The Republican-controlled House voted 75-43 to pass the bill March 3 after a six-hour debate in which several black lawmakers gave impassioned speeches in opposition. They said the legislation could squelch honest discussion about the harmful effects of racism because parents could complain if history lessons make white children uncomfortable.

When the bill passed the Republican-controlled Senate in January, all of the black senators withheld their votes and walked out in protest.

Republicans across the country have been raising money by saying critical race theory is a threat and multiple Republican-led states have banned or limited the teaching of critical race theory or similar concepts through laws or administrative actions.

Critical race theory is an academic framework that says it examines how racism has shaped public policy and institutions such as the legal system, and how those have perpetuated the dominance of white people in society.

Mississippi Superintendent of Education Carey Wright said critical race theory is not taught in the state’s schools. The University of Mississippi law school offers an elective class on the theory.

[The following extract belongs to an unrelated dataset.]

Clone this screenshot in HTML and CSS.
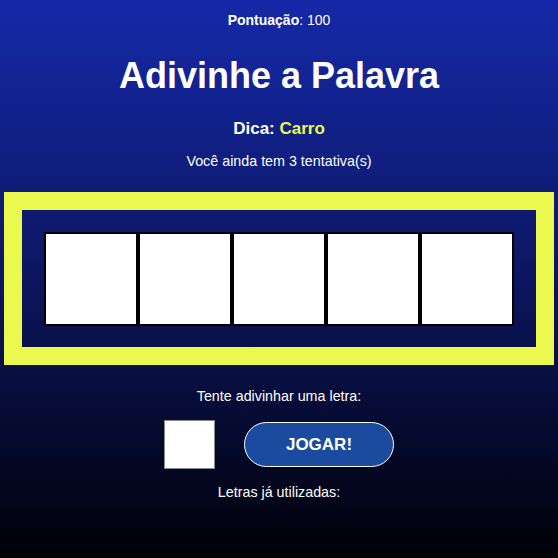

“Our bill that passed through the House and Senate states that nobody in the state of Mississippi can teach that any race is superior to another,” Rep. Becky Currie, District 92, said Monday. “I believe that this is exactly what needed to be done. It is not like other Critical Race bills that have been passed throughout the country. We just don’t believe that anyone is better than anyone else. It has been said that nobody was teaching this in Mississippi and we are just looking for a problem to solve, but the chairman of education has received videos of teachers teaching CRT in different areas in the state and has received numerous parent complaints. I am glad to report this has not been in our area.”

Mississippi has the highest percentage of black residents of any state — about 38 percent. Along with other states in the Deep South, including neighboring Alabama, it was a crucible of the civil rights movement.


The Associated Press contributed to this story.